Freddie Mac Insurance Requirements (Condo Project)
What this clause says
The master or blanket property policy insuring the condominium project shall be maintained on terms that satisfy the eligibility requirements for a mortgage delivered to Freddie Mac, including replacement cost coverage on the project improvements, commercial general liability of not less than one million dollars per occurrence, and, for a project of more than twenty units, fidelity or crime coverage in an amount at least equal to three months of aggregate assessments on all units plus the reserve funds of the Association.
What this means in plain English
Freddie Mac imposes condominium master-policy requirements that closely parallel Fannie Mae's, because a condo unit backed by a conventional loan is generally sold to one of the two, and both must find the project insurance acceptable for the loan to be deliverable. The Freddie Mac Single-Family Seller/Servicer Guide sets the condo project insurance standards, with the property and casualty insurance requirements in Chapter 8202 and the condominium project eligibility rules in Chapter 5701: property coverage written on a replacement cost basis for the project improvements, commercial general liability of at least one million dollars per occurrence covering the common elements, fidelity or crime coverage for projects of more than twenty units sized to at least three months of aggregate assessments plus reserves, and flood insurance for any building located in a Special Flood Hazard Area. The main structural difference from Fannie is organizational, not substantive: Freddie places its property insurance requirements in Chapter 8202, while Fannie splits the same ground across the Selling Guide, with property and flood in section B7-3, liability in B7-4-01, and fidelity or crime in B7-4-02. The two agencies keep these requirements substantially harmonized, so a policy built to meet one standard usually meets the other, but the two do not word every provision identically and a lender may review to whichever agency will purchase the loan.

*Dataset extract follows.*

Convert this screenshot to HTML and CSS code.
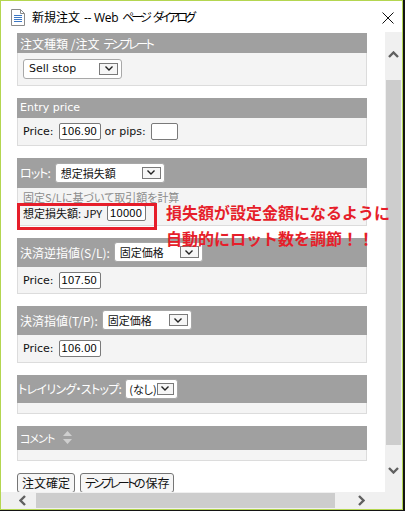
FILE: index.html
```html
<!DOCTYPE html>
<html lang="ja">
<head>
    <meta charset="UTF-8">
    <meta name="viewport" content="width=device-width, initial-scale=1.0">
    <title>新規注文</title>
    <link rel="stylesheet" href="styles.css">
</head>
<body>
    <div class="window">
        <div class="titlebar">
            <svg class="doc-icon" width="14" height="17" viewBox="0 0 14 17">
                <path d="M0.5 0.5 H9.5 L13.5 4.5 V16.5 H0.5 Z" fill="#fff" stroke="#8a8a8a"/>
                <path d="M9.5 0.5 V4.5 H13.5" fill="none" stroke="#8a8a8a"/>
                <path d="M3 6.5 H11 M3 8.5 H11 M3 10.5 H11 M3 12.5 H11" stroke="#3d78c4"/>
            </svg>
            <span class="title">新規注文<span class="web">-- Web</span><span class="kana-t">ページ</span><span class="kana-t">ダイアログ</span></span>
            <svg class="close" width="12" height="12" viewBox="0 0 12 12">
                <path d="M0.5 0.5 L11.5 11.5 M11.5 0.5 L0.5 11.5" stroke="#111" stroke-width="1"/>
            </svg>
        </div>

        <div class="client">
            <div class="content">
                <div class="panel">
                    <div class="panel-head">注文種類 /注文<span class="kana">テンプレート</span></div>
                    <div class="panel-body first">
                        <div class="select sel-type"><span class="latin">Sell stop</span><span class="drop"><svg width="8" height="5" viewBox="0 0 8 5"><path d="M0.5 0.5 L4 4 L7.5 0.5" fill="none" stroke="#222" stroke-width="1.4"/></svg></span></div>
                    </div>
                </div>

                <div class="panel">
                    <div class="panel-head latin">Entry price</div>
                    <div class="panel-body row">
                        <span class="latin">Price:</span>
                        <span class="field w-price">106.90</span>
                        <span class="latin gap-l">or pips:</span>
                        <span class="field w-pips"></span>
                    </div>
                </div>

                <div class="panel lot">
                    <div class="panel-head with-select tall">
                        <span><span class="kana-s">ロット</span>:</span>
                        <div class="select sel-lot"><span>想定損失額</span><span class="drop"><svg width="8" height="5" viewBox="0 0 8 5"><path d="M0.5 0.5 L4 4 L7.5 0.5" fill="none" stroke="#222" stroke-width="1.4"/></svg></span></div>
                    </div>
                    <div class="panel-body lot-body">
                        <div class="hint">固定S/Lに基づいて取引額を計算</div>
                        <div class="row">
                            <span>想定損失額: JPY</span>
                            <span class="field small w-jpy">10000<span class="caret"></span></span>
                        </div>
                    </div>
                    <div class="mark"></div>
                </div>

                <div class="panel">
                    <div class="panel-head with-select">
                        <span>決済逆指値(S/L):</span>
                        <div class="select sel-sl"><span>固定価格</span><span class="drop"><svg width="8" height="5" viewBox="0 0 8 5"><path d="M0.5 0.5 L4 4 L7.5 0.5" fill="none" stroke="#222" stroke-width="1.4"/></svg></span></div>
                    </div>
                    <div class="panel-body row short">
                        <span class="latin">Price:</span>
                        <span class="field w-price">107.50</span>
                    </div>
                </div>

                <div class="panel">
                    <div class="panel-head with-select">
                        <span>決済指値(T/P):</span>
                        <div class="select sel-tp"><span>固定価格</span><span class="drop"><svg width="8" height="5" viewBox="0 0 8 5"><path d="M0.5 0.5 L4 4 L7.5 0.5" fill="none" stroke="#222" stroke-width="1.4"/></svg></span></div>
                    </div>
                    <div class="panel-body row">
                        <span class="latin">Price:</span>
                        <span class="field w-price">106.00</span>
                    </div>
                </div>

                <div class="panel">
                    <div class="panel-head with-select mid trail">
                        <span>トレイリング・ストップ:</span>
                        <div class="select sel-trail"><span>(なし)</span><span class="drop"><svg width="8" height="5" viewBox="0 0 8 5"><path d="M0.5 0.5 L4 4 L7.5 0.5" fill="none" stroke="#222" stroke-width="1.4"/></svg></span></div>
                    </div>
                    <div class="panel-body empty"></div>
                </div>

                <div class="panel">
                    <div class="panel-head comment">
                        <span class="kana-s">コメント</span>
                        <svg class="sort" width="9" height="13" viewBox="0 0 9 13">
                            <path d="M4.5 0 L9 5 H0 Z M0 8 H9 L4.5 13 Z" fill="#cfcfcf"/>
                        </svg>
                    </div>
                    <div class="panel-body empty"></div>
                </div>

                <div class="actions">
                    <button>注文確定</button>
                    <button><span class="kana">テンプレート</span>の保存</button>
                </div>
            </div>

            <div class="vscroll">
                <div class="arrow"><svg width="11" height="7" viewBox="0 0 11 7"><path d="M1 6 L5.5 1.5 L10 6" fill="none" stroke="#606060" stroke-width="2.4"/></svg></div>
                <div class="thumb"></div>
                <div class="arrow"><svg width="11" height="7" viewBox="0 0 11 7"><path d="M1 1 L5.5 5.5 L10 1" fill="none" stroke="#606060" stroke-width="2.4"/></svg></div>
            </div>
            <div class="hscroll">
                <div class="arrow left"><svg width="7" height="11" viewBox="0 0 7 11"><path d="M6 1 L1.5 5.5 L6 10" fill="none" stroke="#606060" stroke-width="2.4"/></svg></div>
                <div class="thumb"></div>
                <div class="arrow right"><svg width="7" height="11" viewBox="0 0 7 11"><path d="M1 1 L5.5 5.5 L1 10" fill="none" stroke="#606060" stroke-width="2.4"/></svg></div>
            </div>
            <div class="corner"></div>
        </div>

        <div class="callout">損失額が設定金額になるように<br>自動的にロット数を調節！！</div>
    </div>
</body>
</html>
```

FILE: styles.css
```css
:root {
    --head: #a0a0a0;
    --panel: #f4f4f4;
    --line: #dcdcdc;
    --bar: #f0f0f0;
    --thumb: #cdcdcd;
    --red: #e61e2a;
}

* {
    margin: 0;
    padding: 0;
    box-sizing: border-box;
}

body {
    background: #141414;
    font-family: "Noto Sans CJK JP", sans-serif;
    font-feature-settings: "palt";
    font-size: 12px;
    color: #111;
}

/* katakana is proportional in the original UI font, so squeeze it */
.kana {
    letter-spacing: -2.5px;
}

.kana-s {
    letter-spacing: -1px;
}

.window {
    position: relative;
    width: 403px;
    height: 510px;
    border: 1px solid #b4d650;
    background: #fff;
    display: flex;
    flex-direction: column;
}

.titlebar {
    height: 31px;
    display: flex;
    align-items: center;
    padding-left: 10px;
    padding-right: 8px;
}

.doc-icon {
    margin-top: 1px;
}

.title {
    margin-left: 7px;
    font-size: 12px;
    color: #000;
    white-space: nowrap;
    display: flex;
    align-items: baseline;
}

.web {
    margin-left: 4px;
    font-family: "Open Sans", sans-serif;
    font-size: 12px;
    letter-spacing: -0.3px;
}

.kana-t {
    margin-left: 4px;
    letter-spacing: -3px;
}

.close {
    margin-left: auto;
    margin-top: 2px;
}

.client {
    flex: 1;
    display: grid;
    grid-template-columns: 1fr 17px;
    grid-template-rows: 1fr 17px;
    min-height: 0;
}

.content {
    overflow: hidden;
    padding: 1px 18px 0 16px;
}

.latin {
    font-family: "DejaVu Sans", sans-serif;
    font-size: 11px;
}

.panel {
    margin-bottom: 12px;
}

.panel-head {
    height: 20px;
    background: var(--head);
    color: #fff;
    padding: 0 3px;
    display: flex;
    align-items: center;
    gap: 4px;
    white-space: nowrap;
}

.panel-head.with-select {
    height: 29px;
}

.panel-head.tall {
    height: 30px;
}

.panel-head.mid {
    height: 28px;
}

.panel-head.trail {
    padding-left: 1px;
    letter-spacing: -0.7px;
}

.panel-head.comment {
    height: 24px;
    gap: 9px;
    font-size: 11px;
}

.panel-body {
    background: var(--panel);
    border: 1px solid var(--line);
    border-top: none;
    padding: 5px 5px;
}

.panel-body.first {
    padding-bottom: 6px;
}

.panel-body.short {
    padding-bottom: 4px;
}

.panel-body.empty {
    height: 11px;
    padding: 0;
}

.row {
    display: flex;
    align-items: center;
    gap: 5px;
    font-size: 11px;
    white-space: nowrap;
}

.gap-l {
    margin-left: -1px;
}

.select {
    height: 20px;
    display: inline-flex;
    align-items: center;
    justify-content: space-between;
    background: #fff;
    border: 1px solid #a8a8a8;
    border-radius: 3px;
    padding: 0 3px 0 5px;
    color: #111;
    font-size: 11px;
    letter-spacing: 0;
}

.drop {
    width: 19px;
    height: 12px;
    border: 1px solid #7a7a7a;
    background: #f6f6f6;
    display: flex;
    align-items: center;
    justify-content: center;
}

.sel-type { width: 99px; }
.sel-lot { width: 110px; }
.sel-sl { width: 89px; }
.sel-tp { width: 90px; }
.sel-trail { width: 53px; padding-left: 3px; }

.field {
    height: 17px;
    display: inline-flex;
    align-items: center;
    background: #fff;
    border: 1px solid #7a7a7a;
    border-radius: 2px;
    padding: 0 2px;
    font-family: "Liberation Sans", sans-serif;
    font-size: 11px;
    letter-spacing: 0.3px;
    color: #000;
}

.field.small {
    height: 16px;
}

.w-price { width: 42px; }
.w-pips { width: 27px; }
.w-jpy { width: 39px; }

.caret {
    width: 1px;
    height: 12px;
    margin-left: 1px;
    background: #000;
}

.lot {
    position: relative;
}

.lot-body {
    padding: 1px 5px 4px;
}

.hint {
    color: #8c8c8c;
    font-size: 11px;
    line-height: 16px;
    white-space: nowrap;
}

.mark {
    position: absolute;
    left: 0;
    top: 45px;
    width: 140px;
    height: 27px;
    border: 3px solid var(--red);
}

.actions {
    display: flex;
    gap: 5px;
}

.actions button {
    height: 20px;
    padding: 0 4px;
    border: 1px solid #767676;
    border-radius: 3px;
    background: #f6f6f6;
    font-family: "Noto Sans CJK JP", sans-serif;
    font-feature-settings: "palt";
    font-size: 12px;
    color: #111;
}

.vscroll {
    background: var(--bar);
    display: flex;
    flex-direction: column;
}

.vscroll .arrow {
    height: 44px;
    display: flex;
    align-items: center;
    justify-content: center;
}

.vscroll .thumb {
    flex: 1;
    margin: 4px 1px 3px 1px;
    background: var(--thumb);
}

.hscroll {
    background: var(--bar);
    display: flex;
    align-items: stretch;
}

.hscroll .arrow {
    display: flex;
    align-items: center;
}

.hscroll .arrow.left {
    width: 35px;
    padding-left: 18px;
}

.hscroll .arrow.right {
    width: 47px;
    padding-left: 20px;
}

.hscroll .thumb {
    flex: 1;
    margin: 1px 3px 1px 0;
    background: var(--thumb);
}

.corner {
    background: var(--bar);
}

.callout {
    position: absolute;
    left: 165px;
    top: 198px;
    color: var(--red);
    font-size: 16px;
    font-weight: 700;
    line-height: 26px;
    font-feature-settings: normal;
    white-space: nowrap;
}
```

What it means for an HOA board
For a board, the practical takeaway is that meeting Fannie Mae's master-policy standard almost always satisfies Freddie Mac as well, and the same handful of items drive warrantability under both: replacement cost valuation, a general liability floor of one million dollars per occurrence, a fidelity or crime bond sized to three months of assessments plus reserves on larger projects, and flood coverage wherever a building sits in a Special Flood Hazard Area. Do not assume the two are interchangeable in every detail. When a unit sale stalls at the lender insurance review, ask which agency the loan is destined for, then confirm the specific provision being flagged against that agency's own text rather than assuming the other agency's language controls. The most efficient posture is to build the master program to the stricter reading of both, so a change in the eventual loan purchaser never reopens the insurance question mid-transaction.
Program notes
The dedicated community-association markets write to the agency standards as a matter of course, so a genuine coverage shortfall against Chapter 8202 is uncommon on a specialty-placed account. The friction is usually documentation: the requirements a lender verifies on a condo project questionnaire have to be evidenced on the certificate and in the policy, and Freddie and Fannie coordinate closely enough that the same evidence typically serves both. Confirm private flood placements are acceptable where a lender expects coverage at least equal to what the National Flood Insurance Program would provide.